Three generations went shopping for a dress. The Love Bug needed just the right dress for her right of passage; something that was fancy but could also move since playing basketball would be involved. We all three nestled into one changing room – too frou-frou, too itchy, too grandmotherly! One was gorgeous, but she didn’t want to look like the princess bride. I remembered shopping for the Bride’s wedding dress, and her joy when she finally found the right one in Grandma Ada’s closet.
My joy of shopping, my retail therapy, has been tempered lately. Like most Americans who land somewhere between purple and blue on our political landscape, I’ve been living with an underlying sense of dread. Every morning I wake up and wonder what new catastrophe our commander in chief has tweeted us into; we’ve bombed Iran (!), Bebe is coming to visit (?), the UVA President has resigned :-(, and wait, SCOTUS thinks Mr T needs more power(?!!).
I cannot follow the Senate’s debate on his big “beautiful” [sic] domestic and tax policy bill, with its cuts to Medicaid and federal nutrition programs, a testament to Republican greed and malice. I’m feeling helpless and hopeless, but I scan the latest updates and instead text the Bride:
“I loved the pale blue lace.”
Welcome to the hypernormalization club. I think this must be how the British felt during WWII, while bombs were falling on London and they were told to KEEP CALM AND CARRY ON. We are living in a totalitarian schizo nightmare, where people of a certain means continue going to work, going to the grocery store, picking up their children from school as if nothing else matters.
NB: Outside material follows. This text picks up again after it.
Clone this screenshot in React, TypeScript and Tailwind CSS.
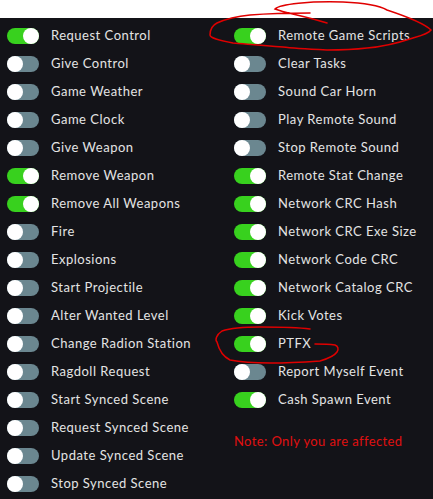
import React from "react";

const left: [string, boolean][] = [
  ["Request Control", true],
  ["Give Control", false],
  ["Game Weather", false],
  ["Game Clock", false],
  ["Give Weapon", false],
  ["Remove Weapon", true],
  ["Remove All Weapons", true],
  ["Fire", false],
  ["Explosions", false],
  ["Start Projectile", false],
  ["Alter Wanted Level", false],
  ["Change Radion Station", false],
  ["Ragdoll Request", false],
  ["Start Synced Scene", false],
  ["Request Synced Scene", false],
  ["Update Synced Scene", false],
  ["Stop Synced Scene", false],
];

const right: [string, boolean][] = [
  ["Remote Game Scripts", true],
  ["Clear Tasks", false],
  ["Sound Car Horn", false],
  ["Play Remote Sound", false],
  ["Stop Remote Sound", false],
  ["Remote Stat Change", true],
  ["Network CRC Hash", true],
  ["Network CRC Exe Size", true],
  ["Network Code CRC", true],
  ["Network Catalog CRC", true],
  ["Kick Votes", true],
  ["PTFX", true],
  ["Report Myself Event", false],
  ["Cash Spawn Event", true],
];

function Toggle({ on }: { on: boolean }) {
  return (
    <div
      className={
        "flex h-4 w-8 shrink-0 rounded-full " +
        (on ? "justify-end bg-[#38d11e]" : "justify-start bg-[#6b8790]")
      }
    >
      <div className="h-4 w-4 rounded-full bg-white" />
    </div>
  );
}

function Row({ label, on }: { label: string; on: boolean }) {
  return (
    <div className="flex h-7 items-center gap-3">
      <Toggle on={on} />
      <span className="text-[13px] tracking-[0.5px] text-[#e4e4e4]">{label}</span>
    </div>
  );
}

export default function App() {
  return (
    <div className="relative h-[499px] w-[433px] overflow-hidden bg-white font-['Lato',sans-serif]">
      <div className="mt-[18px] grid h-[481px] grid-cols-[227px_1fr] bg-[#131318] pt-[4px]">
        <div className="pl-[7px]">
          {left.map(([l, on]) => (
            <Row key={l} label={l} on={on} />
          ))}
        </div>
        <div className="pl-[7px]">
          {right.map(([l, on]) => (
            <Row key={l} label={l} on={on} />
          ))}
          <div className="mt-[14px] flex h-7 items-center text-[13px] tracking-[0.4px] text-[#e01010]">
            Note: Only you are affected
          </div>
        </div>
      </div>
      <svg className="pointer-events-none absolute left-0 top-0" width="433" height="499" fill="none">
        <path
          d="M327 23 C 305 16, 285 13, 275 9 C 280 4, 310 1, 343 2 C 365 3, 380 6, 387 10 C 405 16, 425 24, 431 30 C 428 34, 420 36, 413 38 C 395 44, 380 47, 367 48 C 350 50, 338 50, 327 50 C 305 49, 290 48, 283 47 C 260 45, 245 44, 233 43 C 218 40, 210 38, 210 35 C 210 28, 213 25, 217 23 C 228 18, 240 16, 250 15 C 275 13, 295 13, 310 13"
          stroke="#e00000"
          strokeWidth="1.5"
          strokeLinecap="round"
        />
        <path
          d="M310 329 C 295 327, 275 327, 260 327 C 240 327, 228 329, 222 331 C 216 335, 215 340, 217 342 C 219 350, 224 357, 230 360 C 245 363, 258 363, 270 363 C 290 363, 305 362, 320 361 C 330 358, 335 355, 337 352 C 339 349, 338 346, 335 345 C 328 344, 322 344, 315 344"
          stroke="#e00000"
          strokeWidth="1.5"
          strokeLinecap="round"
        />
      </svg>
    </div>
  );
}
And if they feel like protesting something – like the Israeli hostages or ICE picking up undocumented people in the street and shipping them to El Salvador – well, they risk not just jail time but even possibly their lives.
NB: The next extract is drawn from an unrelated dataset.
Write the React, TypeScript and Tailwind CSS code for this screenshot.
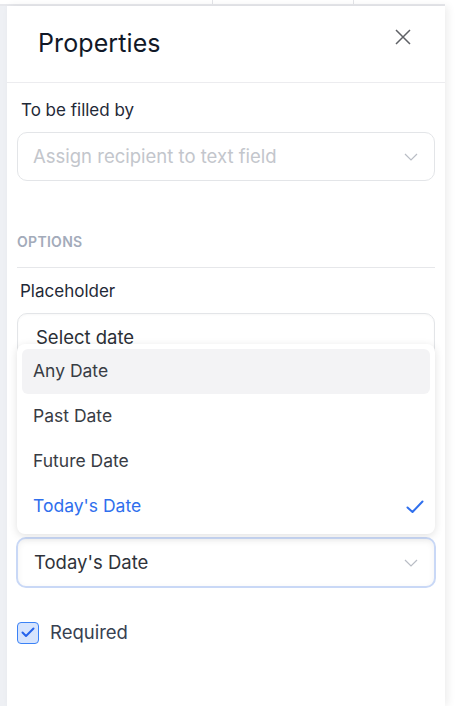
import { useState } from "react";

const font = { fontFamily: "Inter, 'Noto Sans', sans-serif" };

function Chevron() {
  return (
    <svg width="14" height="8" viewBox="0 0 14 8" fill="none">
      <polyline points="1,1 7,7 13,1" stroke="#b9bdc5" strokeWidth="1.2" />
    </svg>
  );
}

const options = ["Any Date", "Past Date", "Future Date", "Today's Date"];

export default function App() {
  const [selected] = useState("Today's Date");

  return (
    <div className="w-[460px] h-[706px] bg-white overflow-hidden flex flex-col" style={font}>
      <div className="h-[4px] w-[445px] flex">
        <div className="w-[213px] border-r border-[#e3e4e8]" />
        <div className="w-[141px] border-r border-[#e3e4e8]" />
      </div>
      <div className="h-[2px] w-[445px] bg-[#e7e8ec]" />
      <div className="flex flex-1">
        <div className="w-[7px] bg-[#eef0f4]" />
        <div className="w-[438px] bg-white shadow-[3px_0_8px_rgba(0,0,0,0.07)] flex flex-col">
          <div className="h-[77px] border-b border-[#ececef] flex items-center justify-between pl-[31px] pr-[34px]">
            <h2 className="text-[25px] text-[#111827] tracking-[0.1px]">Properties</h2>
            <svg width="16" height="16" viewBox="0 0 16 16" className="-mt-[14px]">
              <path d="M1 1L15 15M15 1L1 15" stroke="#5f6166" strokeWidth="1.5" />
            </svg>
          </div>

          <div className="px-[10px] pt-[15px] flex flex-col">
            <label className="pl-[4px] text-[17px] leading-[24px] text-[#1f2937]">To be filled by</label>
            <div className="mt-[10px] h-[49px] rounded-[10px] border border-[#e3e5e8] flex items-center justify-between pl-[15px] pr-[16px]">
              <span className="text-[18.5px] text-[#c3c6cc]">Assign recipient to text field</span>
              <Chevron />
            </div>

            <div className="mt-[51px] text-[14px] leading-[20px] font-semibold text-[#a3abba] tracking-[0.3px]">OPTIONS</div>
            <div className="mt-[15px] border-t border-[#e6e7ea]" />

            <label className="mt-[11px] pl-[3px] text-[17px] leading-[24px] text-[#1f2937]">Placeholder</label>
            <div className="relative mt-[10px]">
              <div className="h-[50px] rounded-[10px] border border-[#e3e5e8] flex items-start pl-[18px] pt-[10px] shadow-[inset_0_1px_2px_rgba(0,0,0,0.03)]">
                <span className="text-[18.5px] text-[#2b2f36]">Select date</span>
              </div>
              <ul className="absolute left-0 right-0 top-[31px] z-10 bg-white rounded-[8px] p-[5px] shadow-[0_2px_8px_rgba(0,0,0,0.12)]">
                {options.map((o, i) => {
                  const active = o === selected;
                  return (
                    <li
                      key={o}
                      className={`h-[45px] rounded-[6px] flex items-center justify-between pl-[11px] pr-[6px] text-[17.5px] ${
                        i === 0 ? "bg-[#f3f3f5]" : ""
                      } ${active ? "text-[#2f6fed]" : "text-[#383c44]"}`}
                    >
                      <span>{o}</span>
                      {active && (
                        <svg width="18" height="14" viewBox="0 0 18 14" fill="none">
                          <polyline points="1.5,7.5 6.5,12 16.5,1.5" stroke="#2f6fed" strokeWidth="2" strokeLinecap="round" strokeLinejoin="round" />
                        </svg>
                      )}
                    </li>
                  );
                })}
              </ul>
            </div>

            <div className="mt-[174px] -mx-[1px] h-[51px] rounded-[10px] border-2 border-[#c9d8f6] flex items-center justify-between pl-[16px] pr-[16px] shadow-[inset_0_2px_6px_rgba(0,0,0,0.06)]">
              <span className="text-[18.5px] text-[#2f333a]">{selected}</span>
              <Chevron />
            </div>

            <label className="mt-[31px] flex items-center gap-[11px]">
              <span className="w-[22px] h-[22px] rounded-[4px] border border-[#3b82f6] bg-[#d6e4fd] flex items-center justify-center">
                <svg width="14" height="11" viewBox="0 0 14 11" fill="none">
                  <polyline points="1.5,5.5 5,9 12.5,1.5" stroke="#2563eb" strokeWidth="2" strokeLinecap="round" strokeLinejoin="round" />
                </svg>
              </span>
              <span className="text-[18.5px] text-[#374151]">Required</span>
            </label>
          </div>
        </div>
      </div>
    </div>
  );
}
“….two main things are happening. The first is people seeing that governing systems and institutions are broken. And the second is that, for reasons including a lack of effective leadership and an inability to imagine how to disrupt the status quo, people carry on with their lives as normal despite systemic dysfunction – give or take a heavy load of fear, dread, denial and dissociation.” https://www.theguardian.com/wellness/ng-interactive/2025/may/22/hypernormalization-dysfunction-status-quo
We stopped in the baby department to look for sun hats for the Twins, and I was lost among the pastel bears and embroidered flowers for awhile. Our newest granddaughters have grown into 6 month sizes! I can be grateful for each milestone our baby girls have reached, and still worry about the poor women and children who will suffer if this latest bill is passed. Even Elon is against it. But in order to do that, to carry on with sun hats and fear, we have to disassociate ourselves. And that is surely taking its toll.
When a country is fed so many lies, our response is to not believe anything. Or better yet, focus on the Bezos wedding, or the Diddy trial. Distract and demolish our institutions one by one in order to beef up the executive branch. But we must keep watch, we must call our legislators and protest, we must write letters to the editor, and never give up on our democracy. History is watching.